Who doesn't have ffmpeg? Fork it however you want.

kevin-stuart commented 5 years ago

I think it would be easier and more efficient to have an API compared to calling a process and parse the output, which might also change. It would make mpv more independent from external tools. It's just a suggestion, but I think it would make mpv better.

oltodosel commented 5 years ago

I partially agree. But it works at the moment, and I'm lazy.

kevin-stuart commented 5 years ago

Well it's great solution and it works, I liked it very much, BTW, thank you for posting it! The script is great and indded, I do have ffmpeg/ffprobe installed on my machines.

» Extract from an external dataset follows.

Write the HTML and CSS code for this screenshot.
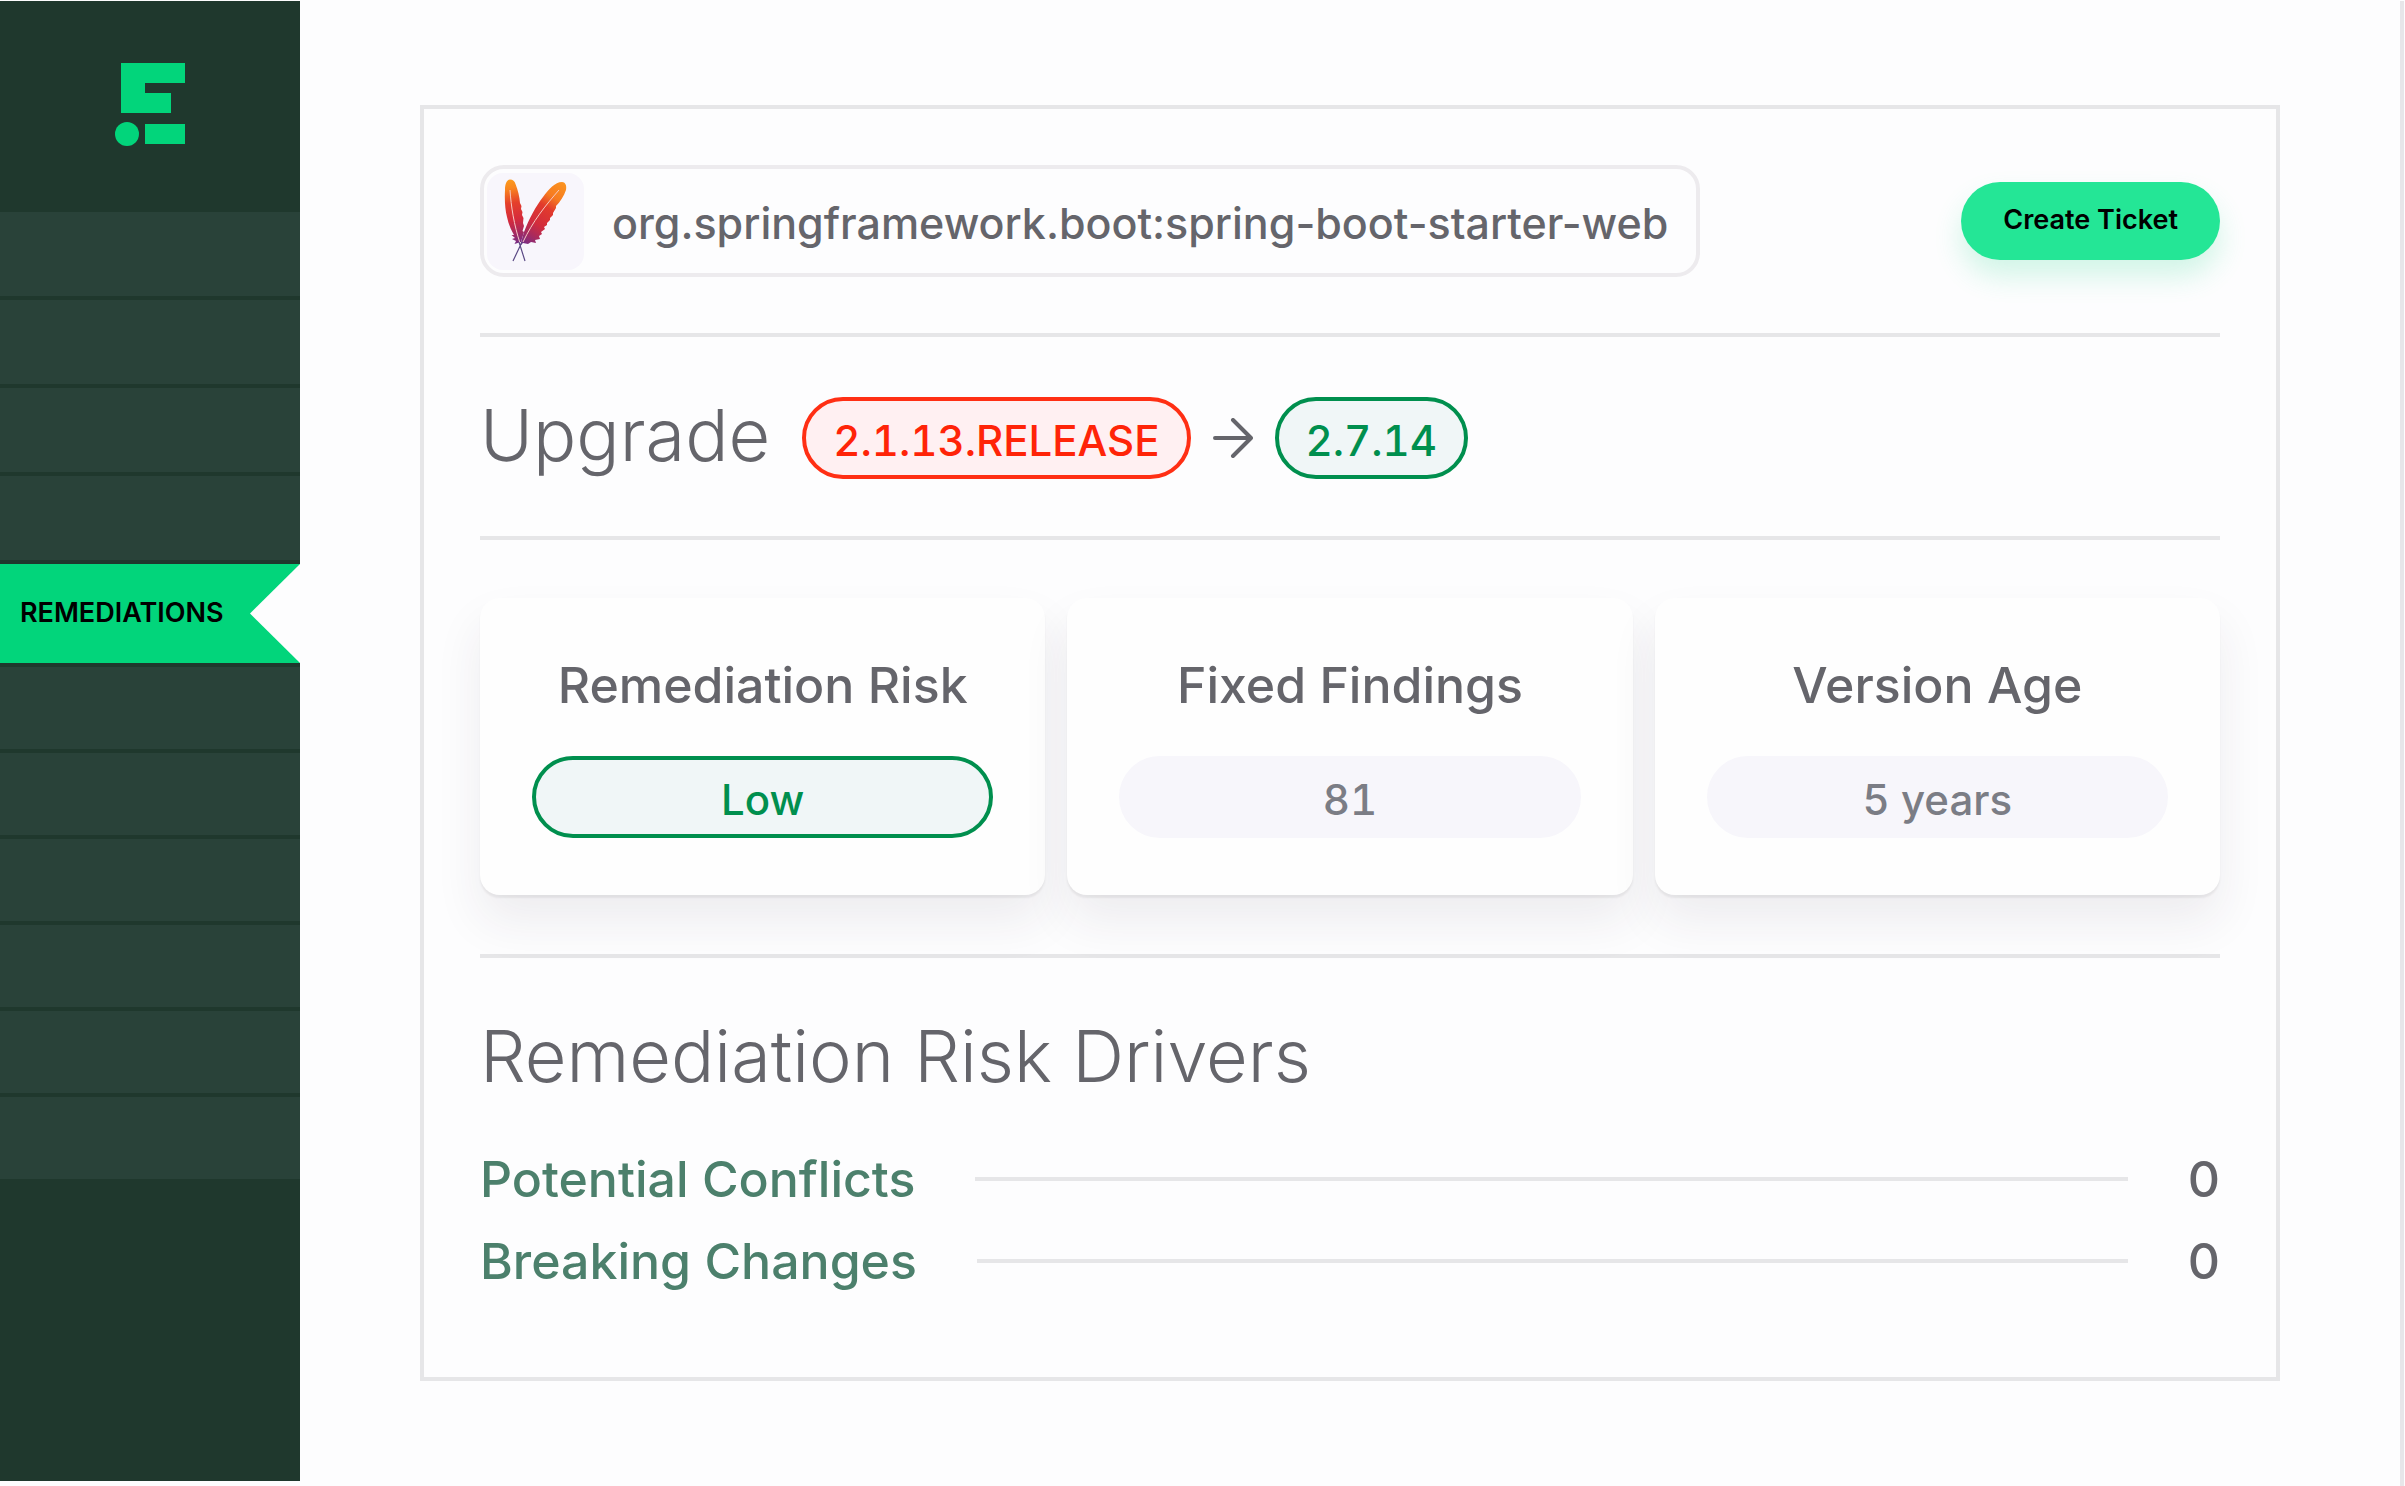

I solved it with mediainfo (which is similar to using ffprobe) before posting my initial request, which is also an external tool. But I have a non-trivial use case in mind that it should ideally work with just mpv installed on machines.

snowman commented 4 years ago

if we directly run main function:

-- Filename: damn_it.lua
local msg = require 'mp.msg'

function main ()
   filename = mp.get_property("filename")
   duration = mp.get_property("duration")

   msg.error("filename: ", filename)
   msg.error("duration: ", duration)
end

main()

& to generate the sample videos: \ffmpeg -f lavfi -i testsrc -t 30 -pix_fmt yuv420p -loglevel quiet sample-01.mp4

Run mpv sample-01.mp4 shows output:

[damn_it] filename:  nil
[damn_it] duration:  nil
Playing: sample-01.mp4
 (+) Video --vid=1 (*) (h264 320x240 25.000fps)
VO: [gpu] 320x240 yuv420p
V: 00:00:00 / 00:00:30 (0%)

but when run the main function by hook:

-- main()
mp.add_hook("on_load", 50, main)

output

Playing: sample-01.mp4
[damn_it] filename:  sample-01.mp4
[damn_it] duration:  nil
 (+) Video --vid=1 (*) (h264 320x240 25.000fps)
VO: [gpu] 320x240 yuv420p
V: 00:00:00 / 00:00:30 (0%)

NOTICE the filename is NOT nil anymore but shows [damn_it] filename: sample-01.mp4. so why couldn't we get the duration value of current playing video?

snowman commented 4 years ago

... so basically the load hook is only load file ...

snowman commented 4 years ago

After checking document again, i found on_preloaded does what i needed.

-- Filename: damn_it.lua

local msg = require 'mp.msg'

function main ()
   filename = mp.get_property("filename")
   duration = mp.get_property("duration")
   time_pos = mp.get_property("time-pos")

   msg.error("filename: ", filename)
   msg.error("duration: ", duration)
   msg.error("time_pos: ", time_pos)
end

mp.add_hook("on_preloaded", 50, main)
-- mp.add_key_binding("m", "not", main)

Run mpv sample-01.mp4 shows output:

[damn_it] filename:  sample-01.mp4
[damn_it] duration:  30.000000
[damn_it] time_pos:  nil
 (+) Video --vid=1 (*) (h264 320x240 25.000fps)
VO: [gpu] 320x240 yuv420p
V: 00:00:00 / 00:00:30 (0%)
snowman commented 4 years ago

mp.register_event("file-loaded", main) would not result in nil value, cheers

ghost commented 4 years ago

@kevin-stuart I mean yes, in theory such an API command could be added. But I'm still not entirely sure of the value it would have. At least if the file in question has the duration in the file headers, it'd actually be pretty easy to add.

Likewise, it would be simple to add some sort of duration metadata field to playlist entries, which wouldn't be populated automatically (but instead you'd have to do it manually, or possibly parse it from a playlist format like m3u). But I think nobody asked for such a feature.

@snowman: yes, loading is asynchronous, so you have to use the correct event where it's first available.

Iftakharpy commented 2 years ago

Implementing this feature would be nice.